● Data section:
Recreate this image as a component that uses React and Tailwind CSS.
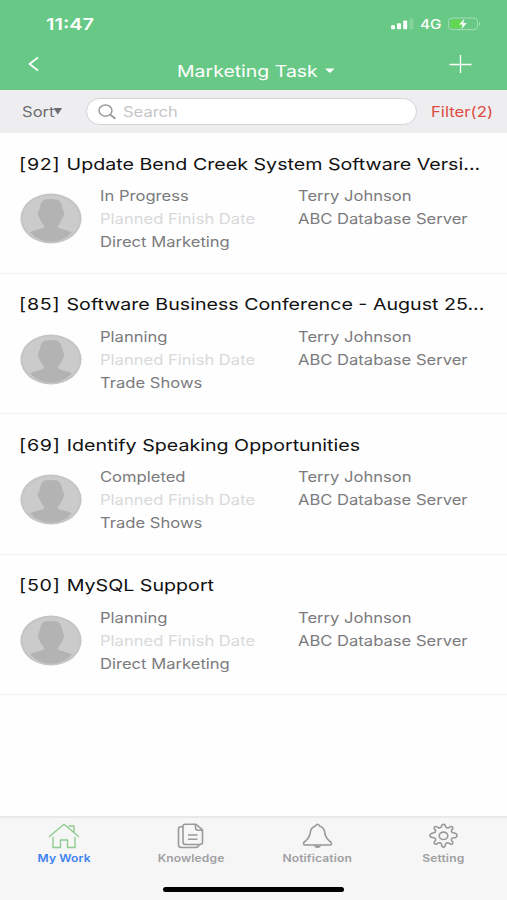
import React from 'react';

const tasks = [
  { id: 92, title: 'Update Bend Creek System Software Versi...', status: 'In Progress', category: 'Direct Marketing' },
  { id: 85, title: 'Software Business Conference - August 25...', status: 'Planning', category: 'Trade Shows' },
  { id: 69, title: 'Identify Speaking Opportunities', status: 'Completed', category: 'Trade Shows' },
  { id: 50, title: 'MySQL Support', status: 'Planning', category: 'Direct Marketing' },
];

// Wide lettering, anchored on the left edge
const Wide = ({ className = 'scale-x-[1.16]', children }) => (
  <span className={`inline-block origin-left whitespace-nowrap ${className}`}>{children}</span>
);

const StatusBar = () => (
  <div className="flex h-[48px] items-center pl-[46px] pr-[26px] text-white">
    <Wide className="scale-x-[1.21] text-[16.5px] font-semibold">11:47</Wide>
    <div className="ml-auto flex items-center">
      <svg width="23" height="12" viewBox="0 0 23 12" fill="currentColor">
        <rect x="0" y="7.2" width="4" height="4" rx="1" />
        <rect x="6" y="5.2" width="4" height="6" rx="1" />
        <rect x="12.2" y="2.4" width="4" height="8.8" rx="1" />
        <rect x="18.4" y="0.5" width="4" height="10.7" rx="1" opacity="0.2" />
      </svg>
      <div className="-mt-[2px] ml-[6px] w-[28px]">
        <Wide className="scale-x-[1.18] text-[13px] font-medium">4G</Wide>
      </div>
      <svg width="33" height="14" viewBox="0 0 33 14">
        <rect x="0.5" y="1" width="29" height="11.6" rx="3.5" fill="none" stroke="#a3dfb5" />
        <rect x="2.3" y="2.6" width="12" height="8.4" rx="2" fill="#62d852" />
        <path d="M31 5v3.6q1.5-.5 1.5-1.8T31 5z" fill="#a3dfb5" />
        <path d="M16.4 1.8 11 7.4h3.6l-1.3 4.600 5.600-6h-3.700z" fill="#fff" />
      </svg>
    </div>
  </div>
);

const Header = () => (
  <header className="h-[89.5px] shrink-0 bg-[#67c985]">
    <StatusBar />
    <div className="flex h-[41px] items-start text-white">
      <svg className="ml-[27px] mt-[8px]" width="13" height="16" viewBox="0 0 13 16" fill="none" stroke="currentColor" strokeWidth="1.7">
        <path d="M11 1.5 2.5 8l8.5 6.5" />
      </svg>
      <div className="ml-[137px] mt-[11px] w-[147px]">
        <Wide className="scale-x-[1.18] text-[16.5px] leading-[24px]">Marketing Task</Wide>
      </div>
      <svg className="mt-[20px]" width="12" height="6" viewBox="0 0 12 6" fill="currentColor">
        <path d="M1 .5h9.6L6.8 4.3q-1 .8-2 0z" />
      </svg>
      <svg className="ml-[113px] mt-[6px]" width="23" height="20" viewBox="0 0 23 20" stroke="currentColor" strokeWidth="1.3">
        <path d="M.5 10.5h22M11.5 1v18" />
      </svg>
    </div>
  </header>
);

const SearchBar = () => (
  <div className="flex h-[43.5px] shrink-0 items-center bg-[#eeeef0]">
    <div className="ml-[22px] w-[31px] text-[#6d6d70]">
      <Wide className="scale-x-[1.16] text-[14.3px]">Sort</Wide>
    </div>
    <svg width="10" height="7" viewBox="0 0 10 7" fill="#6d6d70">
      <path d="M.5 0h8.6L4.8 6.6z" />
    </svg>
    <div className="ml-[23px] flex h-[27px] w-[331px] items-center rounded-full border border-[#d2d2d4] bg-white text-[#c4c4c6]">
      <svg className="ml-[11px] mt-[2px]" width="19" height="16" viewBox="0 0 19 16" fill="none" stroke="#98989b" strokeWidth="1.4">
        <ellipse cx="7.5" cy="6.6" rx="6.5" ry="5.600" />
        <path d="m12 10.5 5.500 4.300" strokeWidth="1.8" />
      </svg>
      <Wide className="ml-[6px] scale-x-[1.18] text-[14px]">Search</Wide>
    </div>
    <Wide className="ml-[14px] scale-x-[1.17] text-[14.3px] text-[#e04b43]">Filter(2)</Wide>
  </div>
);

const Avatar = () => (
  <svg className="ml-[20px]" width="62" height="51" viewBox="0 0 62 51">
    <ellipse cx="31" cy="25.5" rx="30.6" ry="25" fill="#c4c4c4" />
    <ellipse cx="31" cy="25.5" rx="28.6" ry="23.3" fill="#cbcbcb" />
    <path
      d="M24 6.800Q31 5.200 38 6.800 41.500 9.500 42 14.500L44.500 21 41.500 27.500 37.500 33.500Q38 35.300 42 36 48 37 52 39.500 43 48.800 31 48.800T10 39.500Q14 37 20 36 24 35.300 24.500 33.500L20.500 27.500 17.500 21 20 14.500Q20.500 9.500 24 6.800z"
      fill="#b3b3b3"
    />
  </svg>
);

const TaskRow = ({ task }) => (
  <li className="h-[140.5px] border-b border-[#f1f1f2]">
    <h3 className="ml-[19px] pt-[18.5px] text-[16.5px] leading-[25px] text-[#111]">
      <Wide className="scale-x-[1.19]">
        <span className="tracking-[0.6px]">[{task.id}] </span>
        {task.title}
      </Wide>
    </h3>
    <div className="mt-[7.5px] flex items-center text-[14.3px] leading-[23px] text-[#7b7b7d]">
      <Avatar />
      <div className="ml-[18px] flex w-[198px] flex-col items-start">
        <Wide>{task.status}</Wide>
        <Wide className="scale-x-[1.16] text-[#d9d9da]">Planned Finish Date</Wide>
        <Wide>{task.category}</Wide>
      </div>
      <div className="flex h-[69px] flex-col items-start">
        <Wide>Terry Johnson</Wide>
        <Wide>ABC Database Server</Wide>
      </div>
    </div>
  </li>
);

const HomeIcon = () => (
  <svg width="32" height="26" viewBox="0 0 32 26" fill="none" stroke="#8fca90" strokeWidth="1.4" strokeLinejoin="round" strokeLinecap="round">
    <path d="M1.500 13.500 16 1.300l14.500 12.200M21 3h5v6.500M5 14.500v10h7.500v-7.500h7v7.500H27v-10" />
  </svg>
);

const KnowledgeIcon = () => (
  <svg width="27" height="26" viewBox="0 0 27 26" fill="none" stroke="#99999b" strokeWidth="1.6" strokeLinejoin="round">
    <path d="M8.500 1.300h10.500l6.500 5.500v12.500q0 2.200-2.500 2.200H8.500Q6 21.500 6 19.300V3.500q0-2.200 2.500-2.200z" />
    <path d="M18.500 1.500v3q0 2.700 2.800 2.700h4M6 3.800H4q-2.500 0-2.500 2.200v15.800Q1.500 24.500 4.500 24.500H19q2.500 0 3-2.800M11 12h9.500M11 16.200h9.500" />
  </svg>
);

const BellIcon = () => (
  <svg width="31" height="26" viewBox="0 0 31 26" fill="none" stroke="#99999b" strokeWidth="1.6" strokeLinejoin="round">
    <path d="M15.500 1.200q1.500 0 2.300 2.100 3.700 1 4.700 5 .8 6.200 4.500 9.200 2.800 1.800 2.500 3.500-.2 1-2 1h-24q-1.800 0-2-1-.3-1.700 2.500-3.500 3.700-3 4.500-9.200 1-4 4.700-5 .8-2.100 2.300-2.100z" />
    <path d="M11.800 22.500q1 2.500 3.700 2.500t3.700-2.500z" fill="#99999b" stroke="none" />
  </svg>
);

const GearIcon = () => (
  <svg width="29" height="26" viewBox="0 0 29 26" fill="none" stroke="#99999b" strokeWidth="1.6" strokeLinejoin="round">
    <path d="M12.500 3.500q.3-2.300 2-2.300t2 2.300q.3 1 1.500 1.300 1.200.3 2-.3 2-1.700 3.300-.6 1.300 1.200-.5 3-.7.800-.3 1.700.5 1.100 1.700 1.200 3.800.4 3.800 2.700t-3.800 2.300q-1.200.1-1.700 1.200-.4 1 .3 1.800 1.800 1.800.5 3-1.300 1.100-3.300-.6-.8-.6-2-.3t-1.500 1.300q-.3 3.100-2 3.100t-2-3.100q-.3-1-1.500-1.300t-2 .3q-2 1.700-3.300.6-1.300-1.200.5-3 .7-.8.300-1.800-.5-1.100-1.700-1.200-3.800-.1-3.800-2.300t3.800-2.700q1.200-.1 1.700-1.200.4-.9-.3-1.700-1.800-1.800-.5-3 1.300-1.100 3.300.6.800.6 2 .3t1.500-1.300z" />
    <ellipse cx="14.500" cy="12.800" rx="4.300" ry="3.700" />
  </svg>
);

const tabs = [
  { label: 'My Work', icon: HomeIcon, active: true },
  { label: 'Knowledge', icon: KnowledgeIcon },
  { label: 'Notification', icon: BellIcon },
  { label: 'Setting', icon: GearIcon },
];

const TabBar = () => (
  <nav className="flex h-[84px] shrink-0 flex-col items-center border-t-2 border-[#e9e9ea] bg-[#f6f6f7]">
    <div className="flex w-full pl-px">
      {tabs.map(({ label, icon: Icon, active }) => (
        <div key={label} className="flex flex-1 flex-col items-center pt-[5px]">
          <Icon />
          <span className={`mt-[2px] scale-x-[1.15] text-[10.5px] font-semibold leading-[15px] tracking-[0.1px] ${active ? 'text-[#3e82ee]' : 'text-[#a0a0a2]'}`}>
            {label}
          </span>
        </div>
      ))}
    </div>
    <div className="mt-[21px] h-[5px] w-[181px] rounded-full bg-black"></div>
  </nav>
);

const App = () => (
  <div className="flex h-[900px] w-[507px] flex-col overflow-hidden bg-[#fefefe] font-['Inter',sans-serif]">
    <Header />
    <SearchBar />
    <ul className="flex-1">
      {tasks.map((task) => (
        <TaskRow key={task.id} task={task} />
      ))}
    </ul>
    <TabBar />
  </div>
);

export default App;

● Problem details: Please repeat exactly the data above from its first line to the line that contains "import React from 'react';", inclusive, and leave every picture out.

● Result:
Recreate this image as a component that uses React and Tailwind CSS.
import React from 'react';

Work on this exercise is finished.